--- begin Data block ---

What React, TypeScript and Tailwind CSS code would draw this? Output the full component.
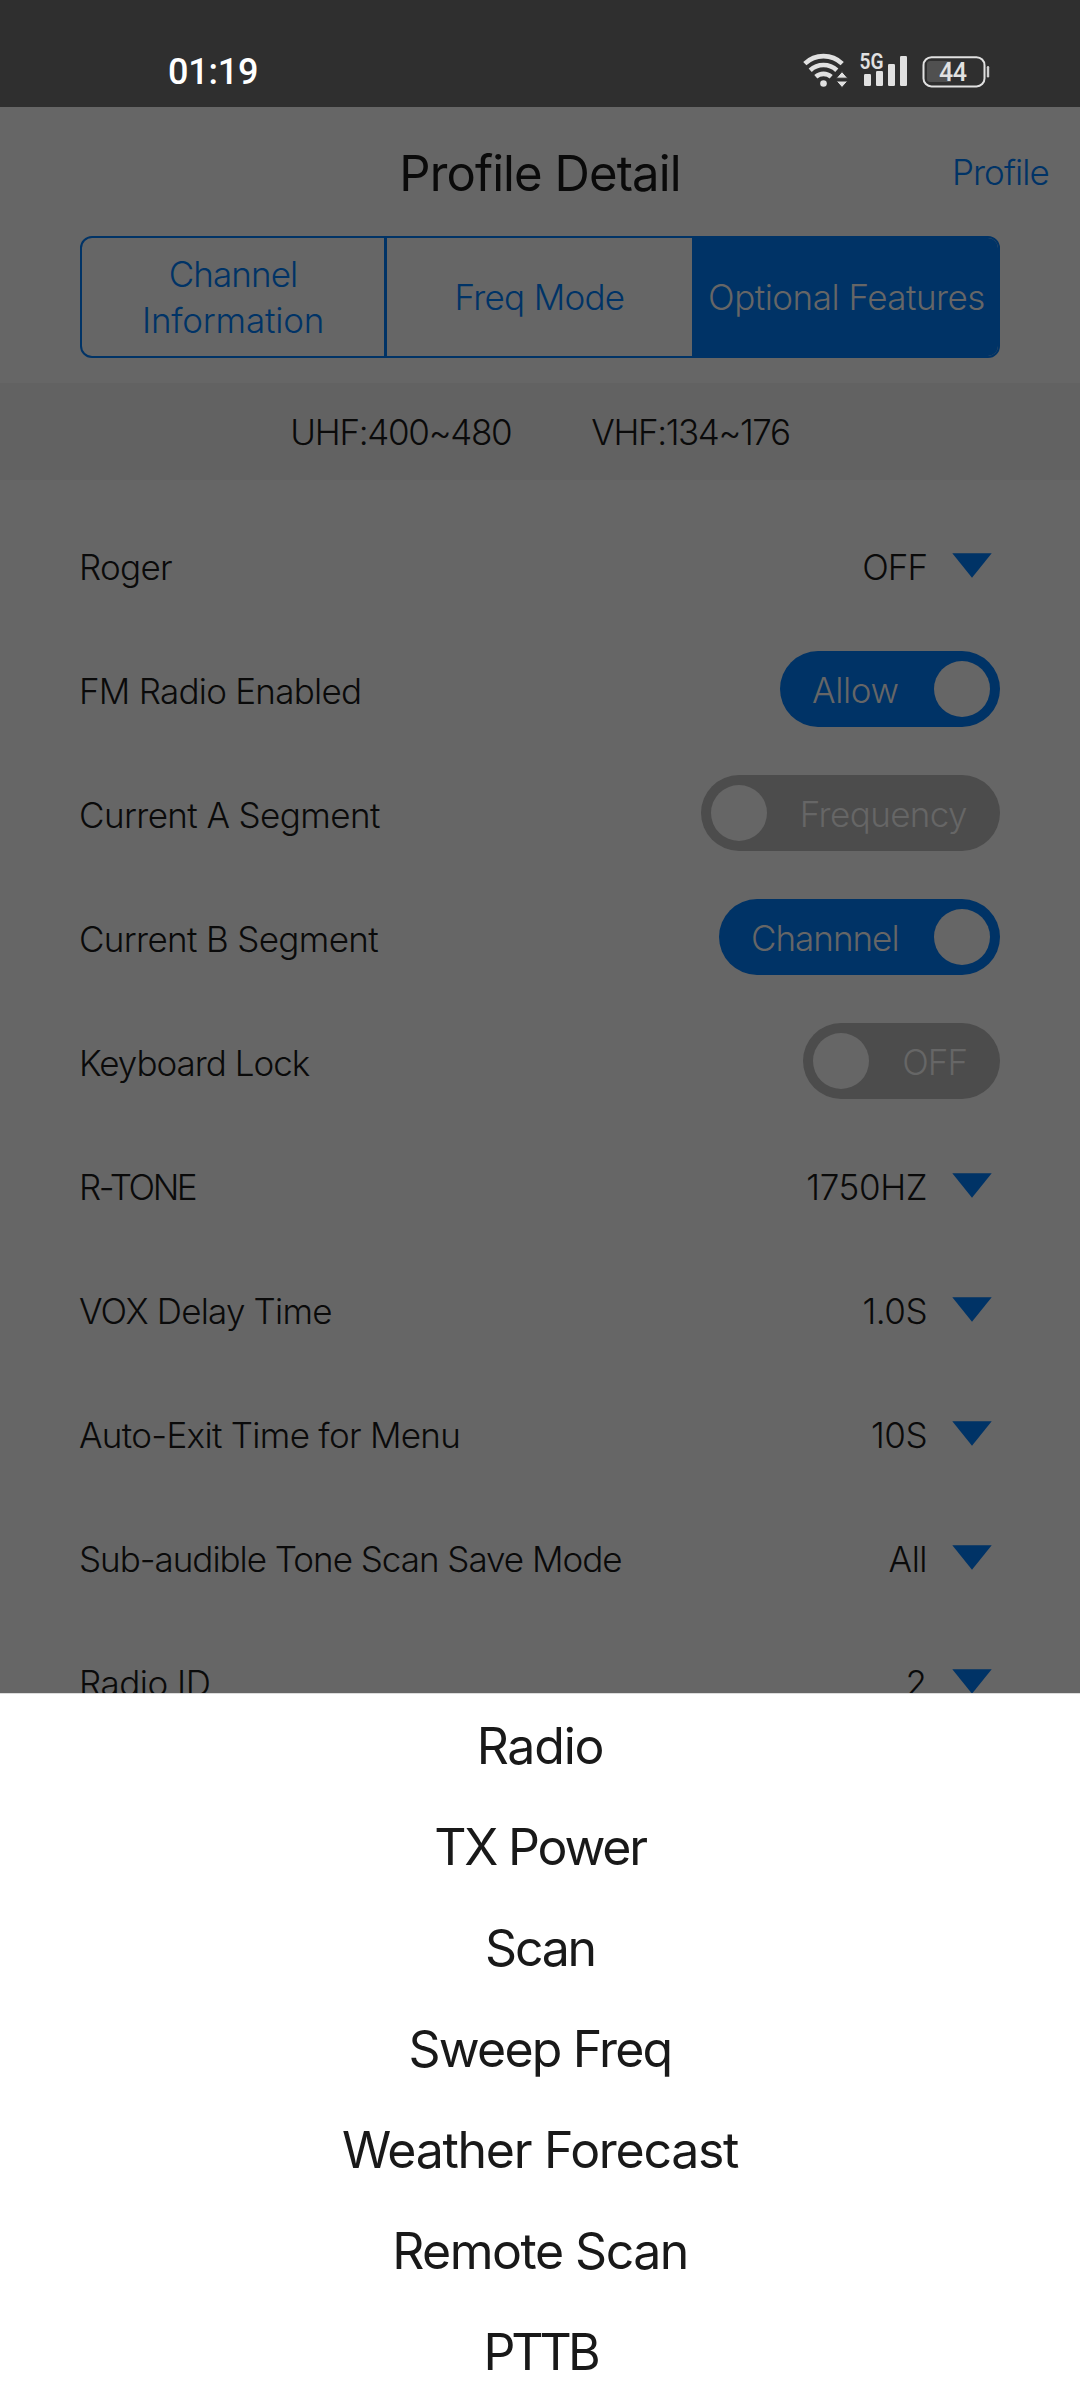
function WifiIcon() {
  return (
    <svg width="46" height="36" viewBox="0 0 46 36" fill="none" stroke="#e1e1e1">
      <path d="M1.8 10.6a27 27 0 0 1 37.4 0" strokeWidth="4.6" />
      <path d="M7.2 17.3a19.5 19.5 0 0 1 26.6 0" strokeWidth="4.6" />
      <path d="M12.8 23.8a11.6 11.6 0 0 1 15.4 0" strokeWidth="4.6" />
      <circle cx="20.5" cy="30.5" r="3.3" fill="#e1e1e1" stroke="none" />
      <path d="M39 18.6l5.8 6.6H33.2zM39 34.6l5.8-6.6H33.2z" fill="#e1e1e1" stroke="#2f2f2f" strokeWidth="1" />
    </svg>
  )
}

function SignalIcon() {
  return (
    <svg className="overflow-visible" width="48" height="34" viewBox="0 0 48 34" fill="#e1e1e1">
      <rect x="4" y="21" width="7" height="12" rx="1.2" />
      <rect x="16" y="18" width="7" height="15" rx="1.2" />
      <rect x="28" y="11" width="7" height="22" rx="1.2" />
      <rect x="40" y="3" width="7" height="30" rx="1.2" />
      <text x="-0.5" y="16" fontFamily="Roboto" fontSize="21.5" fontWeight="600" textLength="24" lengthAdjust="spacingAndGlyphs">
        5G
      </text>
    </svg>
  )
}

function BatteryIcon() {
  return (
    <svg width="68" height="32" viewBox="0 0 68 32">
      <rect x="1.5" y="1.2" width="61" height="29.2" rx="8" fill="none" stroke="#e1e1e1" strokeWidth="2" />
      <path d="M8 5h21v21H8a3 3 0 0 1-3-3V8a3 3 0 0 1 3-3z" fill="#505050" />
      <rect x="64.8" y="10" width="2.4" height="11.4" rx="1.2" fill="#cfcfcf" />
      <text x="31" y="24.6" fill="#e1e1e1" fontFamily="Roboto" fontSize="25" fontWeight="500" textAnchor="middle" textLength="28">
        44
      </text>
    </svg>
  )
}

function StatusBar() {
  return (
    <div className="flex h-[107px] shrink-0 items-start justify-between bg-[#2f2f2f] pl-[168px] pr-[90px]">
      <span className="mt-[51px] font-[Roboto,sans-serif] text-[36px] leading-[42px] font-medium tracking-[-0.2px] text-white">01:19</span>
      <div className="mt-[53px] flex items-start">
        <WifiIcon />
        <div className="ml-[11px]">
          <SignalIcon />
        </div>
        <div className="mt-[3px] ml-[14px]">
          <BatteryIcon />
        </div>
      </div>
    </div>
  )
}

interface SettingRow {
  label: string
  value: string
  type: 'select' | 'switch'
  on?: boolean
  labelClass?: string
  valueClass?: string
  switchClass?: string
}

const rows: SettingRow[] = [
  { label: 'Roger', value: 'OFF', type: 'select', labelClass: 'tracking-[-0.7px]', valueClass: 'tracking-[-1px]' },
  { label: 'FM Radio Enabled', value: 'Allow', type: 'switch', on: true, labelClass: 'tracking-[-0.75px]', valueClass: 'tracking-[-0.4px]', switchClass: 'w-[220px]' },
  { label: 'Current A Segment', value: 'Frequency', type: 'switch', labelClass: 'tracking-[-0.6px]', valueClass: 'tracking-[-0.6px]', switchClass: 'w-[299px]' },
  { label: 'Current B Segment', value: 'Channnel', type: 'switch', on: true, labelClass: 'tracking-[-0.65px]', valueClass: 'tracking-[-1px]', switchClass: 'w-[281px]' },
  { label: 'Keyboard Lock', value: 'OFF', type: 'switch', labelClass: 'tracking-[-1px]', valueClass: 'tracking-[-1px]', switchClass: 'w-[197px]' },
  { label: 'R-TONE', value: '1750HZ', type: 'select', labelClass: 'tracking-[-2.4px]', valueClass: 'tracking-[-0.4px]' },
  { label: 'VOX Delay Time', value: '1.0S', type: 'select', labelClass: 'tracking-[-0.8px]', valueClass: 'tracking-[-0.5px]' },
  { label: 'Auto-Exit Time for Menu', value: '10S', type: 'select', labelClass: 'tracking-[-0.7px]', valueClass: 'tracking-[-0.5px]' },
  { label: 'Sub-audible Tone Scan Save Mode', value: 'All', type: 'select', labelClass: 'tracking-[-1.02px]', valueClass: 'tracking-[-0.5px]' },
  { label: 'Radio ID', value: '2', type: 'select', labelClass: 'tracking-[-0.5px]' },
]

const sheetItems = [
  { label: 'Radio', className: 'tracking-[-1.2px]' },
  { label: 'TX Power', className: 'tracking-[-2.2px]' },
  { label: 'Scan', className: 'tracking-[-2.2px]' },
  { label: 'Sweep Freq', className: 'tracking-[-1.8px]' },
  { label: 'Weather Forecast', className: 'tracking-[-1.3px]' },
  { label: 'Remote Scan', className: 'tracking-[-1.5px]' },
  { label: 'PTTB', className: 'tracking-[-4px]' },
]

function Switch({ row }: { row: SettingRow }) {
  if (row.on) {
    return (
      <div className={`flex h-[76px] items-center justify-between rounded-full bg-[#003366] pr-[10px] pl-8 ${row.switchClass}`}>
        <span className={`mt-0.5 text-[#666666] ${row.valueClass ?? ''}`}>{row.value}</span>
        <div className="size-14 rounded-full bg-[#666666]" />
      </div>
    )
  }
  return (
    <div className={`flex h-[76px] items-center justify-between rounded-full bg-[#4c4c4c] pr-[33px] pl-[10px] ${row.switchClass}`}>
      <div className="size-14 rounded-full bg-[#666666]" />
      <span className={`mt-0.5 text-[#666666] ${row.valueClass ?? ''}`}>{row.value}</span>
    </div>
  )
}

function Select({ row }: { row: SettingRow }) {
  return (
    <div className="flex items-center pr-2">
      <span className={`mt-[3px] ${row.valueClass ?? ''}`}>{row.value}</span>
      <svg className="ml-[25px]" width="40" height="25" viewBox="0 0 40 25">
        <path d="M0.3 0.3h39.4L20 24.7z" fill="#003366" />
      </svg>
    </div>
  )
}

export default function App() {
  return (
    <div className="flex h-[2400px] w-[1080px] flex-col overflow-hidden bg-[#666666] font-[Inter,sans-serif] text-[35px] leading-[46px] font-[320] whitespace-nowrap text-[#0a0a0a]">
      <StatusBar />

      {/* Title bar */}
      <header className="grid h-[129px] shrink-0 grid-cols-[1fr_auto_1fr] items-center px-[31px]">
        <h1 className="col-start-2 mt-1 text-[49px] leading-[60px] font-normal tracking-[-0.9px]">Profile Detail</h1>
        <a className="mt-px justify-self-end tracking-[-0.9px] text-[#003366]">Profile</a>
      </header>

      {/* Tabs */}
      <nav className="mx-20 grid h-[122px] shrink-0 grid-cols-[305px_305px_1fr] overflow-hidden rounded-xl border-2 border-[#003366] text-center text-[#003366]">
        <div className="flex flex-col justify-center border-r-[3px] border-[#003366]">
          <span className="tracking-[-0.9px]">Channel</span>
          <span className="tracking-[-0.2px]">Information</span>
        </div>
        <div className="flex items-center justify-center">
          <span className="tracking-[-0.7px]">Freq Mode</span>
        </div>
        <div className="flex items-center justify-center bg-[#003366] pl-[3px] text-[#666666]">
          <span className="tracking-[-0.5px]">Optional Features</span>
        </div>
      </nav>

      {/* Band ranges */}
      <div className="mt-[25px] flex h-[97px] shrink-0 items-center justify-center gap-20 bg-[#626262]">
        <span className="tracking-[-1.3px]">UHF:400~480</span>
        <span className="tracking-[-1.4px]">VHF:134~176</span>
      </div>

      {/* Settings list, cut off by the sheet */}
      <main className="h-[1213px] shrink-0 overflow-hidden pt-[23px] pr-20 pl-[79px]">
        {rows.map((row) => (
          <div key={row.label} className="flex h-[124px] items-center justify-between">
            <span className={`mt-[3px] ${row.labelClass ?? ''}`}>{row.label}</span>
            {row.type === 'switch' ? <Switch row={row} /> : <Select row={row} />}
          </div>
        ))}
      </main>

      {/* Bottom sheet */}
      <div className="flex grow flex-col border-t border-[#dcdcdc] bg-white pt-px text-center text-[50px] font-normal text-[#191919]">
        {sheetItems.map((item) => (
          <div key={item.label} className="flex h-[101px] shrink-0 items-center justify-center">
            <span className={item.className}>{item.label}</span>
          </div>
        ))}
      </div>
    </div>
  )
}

--- end Data block ---

## Exercise description:
Give back only a number, the number of lines where the string "full" occurs.

## Answer to this task:
5